With the place being an unknown on the river and never having been advertised as anything, there was no established clientele, but as with all new things, word would get around, I was sure, and I fully intended to advertise everywhere I could think of.

I ran all this past the owner with the realtor as intermediary since the owner didn't do emails, offering to run the place on his okay and pay him for it a certain agreeable % of quarterly profits. My first glimmer of hope was his being willing to take a down payment. So would he work with me on the rest? Would he take my offer? He wanted me to get fire insurance; something I admit to not having thought of, but it was a good idea. To protect us both.
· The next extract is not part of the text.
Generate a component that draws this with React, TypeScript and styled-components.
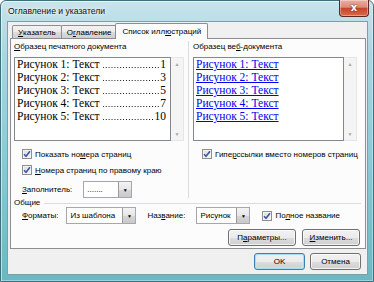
import React from "react";
import styled, { createGlobalStyle, css } from "styled-components";

const GlobalStyle = createGlobalStyle`
  html, body {
    margin: 0;
    padding: 0;
    width: 374px;
    height: 282px;
    overflow: hidden;
    background: #ffffff;
  }
  body {
    font-family: "Liberation Sans", Arial, sans-serif;
    font-size: 8px;
    color: #000;
  }
  * { box-sizing: border-box; }
`;

const Window = styled.div`
  width: 374px;
  height: 282px;
  display: flex;
  flex-direction: column;
  padding: 0 5px 6px 6px;
  border: 1px solid #3f6f7c;
  border-radius: 6px 6px 0 0;
  background: linear-gradient(180deg, #c6e4ec 0%, #a9d5e0 20%, #8ccad6 55%, #6bb8c2 100%);
  box-shadow: inset 1px 1px 0 rgba(255, 255, 255, 0.55), inset -1px -1px 0 rgba(255, 255, 255, 0.35);
`;

const TitleBar = styled.div`
  height: 20px;
  display: flex;
  align-items: flex-start;
  justify-content: space-between;
`;

const Title = styled.span`
  font-family: "Liberation Sans", Arial, sans-serif;
  font-size: 8.6px;
  color: #111;
  padding: 5px 0 0 1px;
  text-shadow: 0 0 6px #ffffff, 0 0 3px #ffffff;
`;

const CloseButton = styled.div`
  width: 30px;
  height: 17px;
  margin-top: -1px;
  margin-right: -1px;
  border: 1px solid #5b2a22;
  border-top: none;
  border-radius: 0 0 4px 4px;
  background: linear-gradient(180deg, #ecaea2 0%, #dd8a79 45%, #c8442c 52%, #d86a4c 100%);
  box-shadow: inset 0 0 0 1px rgba(255, 255, 255, 0.35);
  display: flex;
  align-items: center;
  justify-content: center;
  color: #fff;
  font-family: "DejaVu Sans", sans-serif;
  font-weight: bold;
  font-size: 10px;
  line-height: 1;
  text-shadow: 0 0 2px #6a1a0c;
`;

const Client = styled.div`
  flex: 1;
  display: flex;
  flex-direction: column;
  background: #f0f0f0;
  border: 1px solid #7f9ea9;
  padding: 1px 1px 4px 2px;
`;

const TabStrip = styled.div`
  display: flex;
  align-items: flex-end;
  height: 15px;
  padding-left: 2px;
`;

const Tab = styled.div<{ $active?: boolean }>`
  height: 13px;
  padding: 0 5px;
  display: flex;
  align-items: center;
  border: 1px solid #8c8e94;
  border-bottom: none;
  margin-right: -1px;
  border-radius: 2px 2px 0 0;
  background: linear-gradient(180deg, #f2f2f2 0%, #ebebeb 50%, #dddddd 51%, #cfcfcf 100%);
  ${({ $active }) =>
    $active &&
    css`
      margin-left: -1px;
      padding: 0 6px;
      background: #fcfcfc;
      position: relative;
      z-index: 1;
      margin-bottom: -1px;
      height: 16px;
    `}
`;

const Panel = styled.div`
  height: 211px;
  border: 1px solid #8c8e94;
  background: #fcfcfc;
  display: flex;
  flex-direction: column;
  padding: 2px 1px 3px 3px;
`;

const TopSection = styled.div`
  display: grid;
  grid-template-columns: 174px 178px;
  height: 156px;
`;

const Column = styled.div<{ $divided?: boolean }>`
  display: flex;
  flex-direction: column;
  min-width: 0;
  ${({ $divided }) =>
    $divided &&
    css`
      border-left: 1px solid #dcdcdc;
      padding-left: 4px;
    `}
`;

const Label = styled.div`
  height: 12px;
  line-height: 12px;
  margin-bottom: 4px;
  white-space: nowrap;
`;

const PreviewBox = styled.div<{ $w: number }>`
  display: flex;
  width: ${({ $w }) => $w}px;
  height: 84px;
`;

const PreviewList = styled.div`
  flex: 1;
  min-width: 0;
  background: #ffffff;
  border: 1px solid #828790;
  padding: 0 4px 0 2px;
  font-family: "Liberation Serif", "Times New Roman", serif;
  font-size: 11.5px;
  line-height: 13px;
`;

const Scroll = styled.div`
  width: 13px;
  flex: none;
  background: #f4f4f4;
  border: 1px solid #e6e6e6;
  border-left: none;
  display: flex;
  flex-direction: column;
  justify-content: space-between;
  align-items: center;
  padding: 3px 0;
  color: #a6a6a6;
  font-size: 5px;
  line-height: 6px;
`;

const TocLine = styled.div`
  display: flex;
  white-space: nowrap;
`;

/* dot leader drawn as a repeating background */
const Dots = styled.span`
  flex: 1;
  margin: 0 1px 0 3px;
  background-image: radial-gradient(circle, #111 0.55px, transparent 0.95px);
  background-size: 2.9px 3px;
  background-repeat: repeat-x;
  background-position: right bottom 2px;
`;

const LinkLine = styled.div`
  color: #0000ee;
  text-decoration: underline;
  white-space: nowrap;
`;

const CheckRow = styled.div<{ $indent: number; $mt?: number }>`
  display: flex;
  align-items: center;
  height: 14px;
  margin-top: ${({ $mt }) => $mt ?? 2}px;
  padding-left: ${({ $indent }) => $indent}px;
  gap: 3px;
  white-space: nowrap;
`;

const CheckBox = styled.span`
  width: 10px;
  height: 10px;
  border: 1px solid #8f8f8f;
  background: linear-gradient(135deg, #dcdcdc 0%, #f6f6f6 100%);
  box-shadow: inset 0 0 0 1px #f4f4f4;
  display: flex;
  align-items: center;
  justify-content: center;
`;

const FieldRow = styled.div<{ $indent: number; $mt?: number }>`
  display: flex;
  align-items: center;
  height: 17px;
  margin-top: ${({ $mt }) => $mt ?? 0}px;
  padding-left: ${({ $indent }) => $indent}px;
  white-space: nowrap;
`;

const Combo = styled.div<{ $w: number; $ml: number }>`
  width: ${({ $w }) => $w}px;
  margin-left: ${({ $ml }) => $ml}px;
  height: 17px;
  border: 1px solid #a7a6aa;
  background: #ffffff;
  display: flex;
  align-items: center;
  padding-left: 3px;
  justify-content: space-between;
`;

const DropButton = styled.span`
  width: 13px;
  height: 15px;
  border-left: 1px solid #9a9a9a;
  background: linear-gradient(180deg, #f3f3f3 0%, #e6e6e6 50%, #d6d6d6 51%, #c9c9c9 100%);
  display: flex;
  align-items: center;
  justify-content: center;
  font-size: 5px;
  color: #000;
`;

const GroupHeader = styled.div`
  display: flex;
  align-items: center;
  height: 10px;
  gap: 4px;
  margin-top: 1px;
  padding-right: 3px;
`;

const GroupLine = styled.div`
  flex: 1;
  height: 1px;
  background: #dcdcdc;
  margin-top: 1px;
`;

const ButtonRow = styled.div<{ $mt: number; $pr: number; $gap: number }>`
  display: flex;
  justify-content: flex-end;
  gap: ${({ $gap }) => $gap}px;
  margin-top: ${({ $mt }) => $mt}px;
  padding-right: ${({ $pr }) => $pr}px;
`;

const Button = styled.div<{ $w: number; $default?: boolean }>`
  width: ${({ $w }) => $w}px;
  height: 17px;
  border: 1px solid #707070;
  border-radius: 3px;
  background: linear-gradient(180deg, #f2f2f2 0%, #ebebeb 50%, #dddddd 51%, #cfcfcf 100%);
  box-shadow: inset 0 0 0 1px rgba(255, 255, 255, 0.7);
  display: flex;
  align-items: center;
  justify-content: center;
  white-space: nowrap;
  ${({ $default }) =>
    $default &&
    css`
      border-color: #3c7fb1;
      box-shadow: inset 0 0 0 1px #a8dcf3, inset 0 0 2px 1px #cfeefb;
    `}
`;

const U = styled.span`
  text-decoration: underline;
`;

const Check = () => (
  <CheckBox>
    <svg width="8" height="8" viewBox="0 0 8 8">
      <path d="M1 4.2 L3 6.3 L7 1.2" fill="none" stroke="#3d56a6" strokeWidth="1.6" />
    </svg>
  </CheckBox>
);

const toc = [
  ["Рисунок 1: Текст", "1"],
  ["Рисунок 2: Текст", "3"],
  ["Рисунок 3: Текст", "5"],
  ["Рисунок 4: Текст", "7"],
  ["Рисунок 5: Текст", "10"],
];

export default function App() {
  return (
    <>
      <GlobalStyle />
      <Window>
        <TitleBar>
          <Title>Оглавление и указатели</Title>
          <CloseButton>x</CloseButton>
        </TitleBar>
        <Client>
          <TabStrip>
            <Tab>
              <U>У</U>казатель
            </Tab>
            <Tab>
              О<U>г</U>лавление
            </Tab>
            <Tab $active>
              Список илл<U>ю</U>страций
            </Tab>
          </TabStrip>
          <Panel>
            <TopSection>
              <Column>
                <Label>
                  <U>О</U>бразец печатного документа
                </Label>
                <PreviewBox $w={170}>
                  <PreviewList>
                    {toc.map(([t, n]) => (
                      <TocLine key={t}>
                        {t}
                        <Dots />
                        {n}
                      </TocLine>
                    ))}
                  </PreviewList>
                  <Scroll>
                    <span>▲</span>
                    <span>▼</span>
                  </Scroll>
                </PreviewBox>
                <CheckRow $indent={8} $mt={6}>
                  <Check />
                  <span>
                    Показать но<U>м</U>ера страниц
                  </span>
                </CheckRow>
                <CheckRow $indent={8}>
                  <Check />
                  <span>
                    <U>Н</U>омера страниц по правому краю
                  </span>
                </CheckRow>
                <FieldRow $indent={8} $mt={4}>
                  <span>
                    <U>З</U>аполнитель:
                  </span>
                  <Combo $w={49} $ml={11}>
                    <span>.......</span>
                    <DropButton>▼</DropButton>
                  </Combo>
                </FieldRow>
              </Column>
              <Column $divided>
                <Label>
                  Образец ве<U>б</U>-документа
                </Label>
                <PreviewBox $w={164}>
                  <PreviewList>
                    {toc.map(([t]) => (
                      <LinkLine key={t}>{t}</LinkLine>
                    ))}
                  </PreviewList>
                  <Scroll>
                    <span>▲</span>
                    <span>▼</span>
                  </Scroll>
                </PreviewBox>
                <CheckRow $indent={9} $mt={6}>
                  <Check />
                  <span>
                    Гипе<U>р</U>ссылки вместо номеров страниц
                  </span>
                </CheckRow>
              </Column>
            </TopSection>
            <GroupHeader>
              <span>Общие</span>
              <GroupLine />
            </GroupHeader>
            <FieldRow $indent={8}>
              <span>
                <U>Ф</U>орматы:
              </span>
              <Combo $w={70} $ml={8}>
                <span>Из шаблона</span>
                <DropButton>▼</DropButton>
              </Combo>
              <span style={{ marginLeft: 11 }}>
                Наз<U>в</U>ание:
              </span>
              <Combo $w={54} $ml={11}>
                <span>Рисунок</span>
                <DropButton>▼</DropButton>
              </Combo>
              <CheckRow $indent={12} $mt={0}>
                <Check />
                <span>
                  По<U>л</U>ное название
                </span>
              </CheckRow>
            </FieldRow>
            <ButtonRow $mt={5} $pr={4} $gap={6}>
              <Button $w={68}>
                П<U>а</U>раметры...
              </Button>
              <Button $w={58}>
                <U>И</U>зменить...
              </Button>
            </ButtonRow>
          </Panel>
          <ButtonRow $mt={4} $pr={5} $gap={5}>
            <Button $w={51} $default>
              OK
            </Button>
            <Button $w={51}>Отмена</Button>
          </ButtonRow>
        </Client>
      </Window>
    </>
  );
}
But now my hopes have been hit with a bucket of cold water. He wants monthly payments. Not that the payments were outrageous, quite the contrary, they were very reasonable. The trouble is, there is anywhere from four to eight months out of a year when there would be NO income. Where is the money for those payments supposed to come from then? Not to mention the simple problem of mailing a check. You see, the reason there would be no business during those months is because travel on the river is impossible during those months. That is the times when the river is either starting to freeze up and before the ice is thick enough to travel on, or when the ice is getting soft and breaking up and before it's safe to travel by boat. No one goes anywhere during those times.

So, that's where it stands at the moment; nothing I can do at the moment anyway. I've asked my family for help, but it doesn't look like they can help much. Maybe some other avenue will open up, or maybe the owner will see the light and understand that my offer is reasonable. One can hope.